まず、今回受賞した『時が滲む朝』はある程度の長さのある中編といえます。また、作品が対象としている期間も、天安門事件前後から始まって、香港の中国返還反対運動やオリンピック北京招致反対運動などを取り上げていて、約10年間とかなり長いです。「乳と卵」のように数日で終わっているわけではありません。しかし、その期間の長さや対象とした天安門事件以降の中国民主化運動といったテーマの重さに比べて、あるいは、村上龍さんのいう「大きな物語」であるにもかかわらず、いかにも表面をなぞっただけで、薄いスープのような印象でした。私は天安門事件などの中国民主化運動は全くの専門外でサッパリ分かりませんが、少なくとも、選評で村上龍さんは自分で天安門事件を調べたことがあると明言した上で、低い評価を下していたりしました。対比を申し上げると、今年2008年2月1日のこのブログのエントリーで磯﨑憲一郎さんの『肝心の子供』を取り上げたんですが、この作品は『時が滲む朝』よりもずっと長い期間を対象に書かれているにもかかわらず、凝縮という評価が当てはまるような気がする一方で、『時が滲む朝』は間引いた気がします。なお、ついでながら、今回第139回の芥川賞でも磯﨑憲一郎さんは『眼と太陽』で候補になっています。
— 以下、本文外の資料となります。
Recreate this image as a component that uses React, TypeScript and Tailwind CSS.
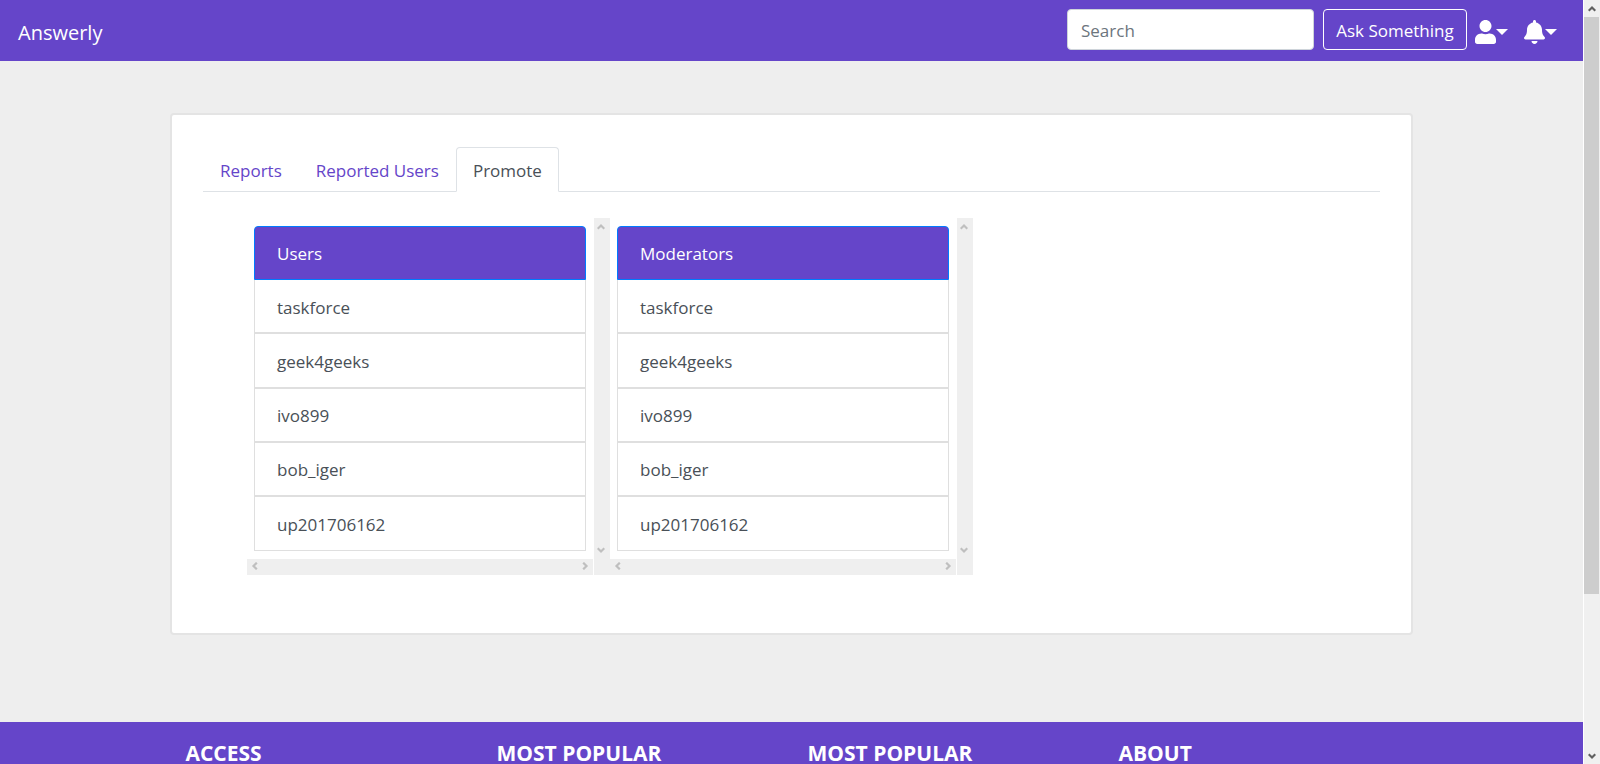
import { FaBell, FaUser } from "react-icons/fa";

const names = ["taskforce", "geek4geeks", "ivo899", "bob_iger", "up201706162"];
const footerHeadings = ["Access", "Most popular", "Most popular", "About"];
const tabs = ["Reports", "Reported Users", "Promote"];

const chevrons = {
  up: "M.7 5.8 4 2.5 7.3 5.8",
  down: "M.7 2.2 4 5.5 7.3 2.2",
  left: "M5.8.7 2.5 4 5.8 7.3",
  right: "M2.2.7 5.5 4 2.2 7.3",
};

function Chevron({ direction }: { direction: keyof typeof chevrons }) {
  return (
    <svg viewBox="0 0 8 8" className="size-2 shrink-0" fill="none" stroke="currentColor" strokeWidth="2.2" aria-hidden="true">
      <path d={chevrons[direction]} />
    </svg>
  );
}

function Caret() {
  return (
    <svg viewBox="0 0 12 6" className="h-1.5 w-3" fill="currentColor" aria-hidden="true">
      <path d="M0 0h12L6 6z" />
    </svg>
  );
}

function UserList({ title }: { title: string }) {
  return (
    <section aria-label={title} className="grid w-[363px] grid-cols-[1fr_16px] grid-rows-[1fr_16px] gap-x-px text-[#bfbfbf]">
      <ul className="grid h-[341px] auto-rows-fr px-[7px] py-2 text-[#495057]">
        <li className="flex items-center rounded-t border border-[#007bff] bg-[#6545c9] px-[22px] pt-0.5 text-white">{title}</li>
        {names.map((name) => (
          <li key={name} className="border-x border-b-2 border-[#dfdfdf] last:border-b">
            <a href="#" className="flex h-full items-center px-[22px] pt-[3px]">{name}</a>
          </li>
        ))}
      </ul>
      <div className="flex flex-col items-center justify-between bg-[#efefef] py-[5px] pr-0.5">
        <Chevron direction="up" />
        <Chevron direction="down" />
      </div>
      <div className="flex items-center justify-between bg-[#efefef] px-1 pb-0.5">
        <Chevron direction="left" />
        <Chevron direction="right" />
      </div>
      <div className="bg-[#efefef]" />
    </section>
  );
}

export default function App() {
  return (
    <div className="flex h-screen overflow-hidden bg-[#eeeeee] font-['Open_Sans','Noto_Sans',sans-serif] text-[17px] leading-[26px] text-[#495057]">
      <div className="flex min-w-0 flex-1 flex-col overflow-hidden">
        <header className="flex h-[61px] shrink-0 items-center justify-between bg-[#6545c9] pr-[26px] pb-0.5 pl-[18px] text-white">
          <a href="#" className="pt-1.5 text-xl">Answerly</a>
          <form className="flex items-center gap-2" onSubmit={(event) => event.preventDefault()}>
            <input
              type="search"
              aria-label="Search"
              placeholder="Search"
              className="mr-px h-[41px] w-[247px] rounded border border-[#ced4da] bg-white px-[13px] pt-0.5 text-[#495057] placeholder:text-[#6c757d]"
            />
            <button type="submit" className="h-[41px] w-36 rounded border border-white pt-0.5 whitespace-nowrap">Ask Something</button>
            <button type="button" aria-label="Account" className="flex items-center pt-1">
              <FaUser className="h-6 w-[21px]" />
              <Caret />
            </button>
            <button type="button" aria-label="Notifications" className="ml-2 flex items-center pt-1">
              <FaBell className="h-6 w-[21px]" />
              <Caret />
            </button>
          </form>
        </header>

        <main className="px-6 pt-[52px] pb-[87px]">
          <div className="mx-auto min-h-[522px] max-w-[1243px] rounded border-2 border-[#e4e4e4] bg-white px-[31px] pt-8">
            <nav className="flex border-b border-[#dee2e6]">
              {tabs.map((tab) => (
                <a
                  key={tab}
                  href="#"
                  aria-current={tab === "Promote" ? "page" : undefined}
                  className="-mb-px h-[45px] rounded-t border border-transparent px-4 pt-[10px] text-[#6545c9] aria-[current=page]:border-[#dee2e6] aria-[current=page]:border-b-white aria-[current=page]:bg-white aria-[current=page]:text-[#495057]"
                >
                  {tab}
                </a>
              ))}
            </nav>
            <div className="flex px-11 pt-[26px]">
              <UserList title="Users" />
              <UserList title="Moderators" />
            </div>
          </div>
        </main>

        <footer className="shrink-0 grow bg-[#6545c9] px-6 pt-[18px] text-white">
          <div className="mx-auto grid max-w-[1244px] grid-cols-4">
            {footerHeadings.map((heading, index) => (
              <h2 key={index} className="px-4 text-[21px] leading-[26px] font-bold uppercase">{heading}</h2>
            ))}
          </div>
        </footer>
      </div>

      <div className="flex w-[17px] flex-col border-l border-white bg-[#f0f0f0] text-[#606060]">
        <div className="flex h-[17px] items-center justify-center">
          <Chevron direction="up" />
        </div>
        <div className="mr-px flex-1">
          <div className="h-[79%] bg-[#cdcdcd]" />
        </div>
        <div className="flex h-[17px] items-center justify-center">
          <Chevron direction="down" />
        </div>
      </div>
    </div>
  );
}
どうして薄っぺらに感じるのかといえば、ストーリが飛んでいることと、おそらく、作者の実体験でないと強く感じられるため、また、登場人物の内面描写がほとんどないために、感情移入が難しくなっているからだと思います。章のタイトルはないものの、全部で10章から成っており、詳細は忘れましたが、前半の半分くらいの章が天安門事件まで、その後が香港の中国返還反対運動やオリンピック北京招致反対運動などに充てられています。前半と後半とで物語が飛ぶのは致し方ないにしても、前半部分では2人の二狼と呼ばれる大学生の心理描写は極めて少ないですし、天安門事件にしてもすぐに装甲車が入って来ます。後半では、章の中のパラグラフの終わりを示す1行空けでさっさとエピソードが終わったり、1人目の子どもが主人公の妻のお腹の中にいたのですが、次のパラで後に「民生・たみお」と名付けられる2人目の子を妻が妊娠していたりしました。後半は特に物語の拡散がひどい気がします。繰返しになりますが、ストーリーとしては間引いた感じがあります。
私がいつも参考にしている文学賞メッタ斬りのサイトでも、大森望さんも豊崎由美さんも、なぜか、『時が滲む朝』の作品評価は決して高くないのに、特に大森望さんは最低の評価だったにもかかわらず、当落予想の本命にこの作品を推しています。直木賞の方は伊坂幸太郎さんの『ゴールデンスランバー』にアクシデントがあったので仕方ないにしても、芥川賞という新人の登竜門として権威ある賞にしてはやや不可解な気もします。選考会終了後に、大森さんは「文壇からも北京オリンピックを盛り立てようではありませんか!」と書き、豊崎さんは何人かの選考委員の名を上げて「身を挺して授賞を阻止してほしかった」とうそぶいていました。私はほかの候補作を読んでいないので何とも言えませんが、分かるような気がします。
ここ数年、ほぼ毎回のように芥川賞は読んでいますが、3年前の第133回芥川賞の中村文則さんの『土の中の子供』以下の作品だったと私は考えています。選考委員の中にはこのテーマであれば長編を期待するような選評もありましたが、この作者の筆力では長編はムリそうな気がしないでもありません。ひょっとしたら、私の読解能力が低いためではないかとも考えましたが、次の芥川賞は読解能力が低い可能性のある私でも感動するような作品を期待しています。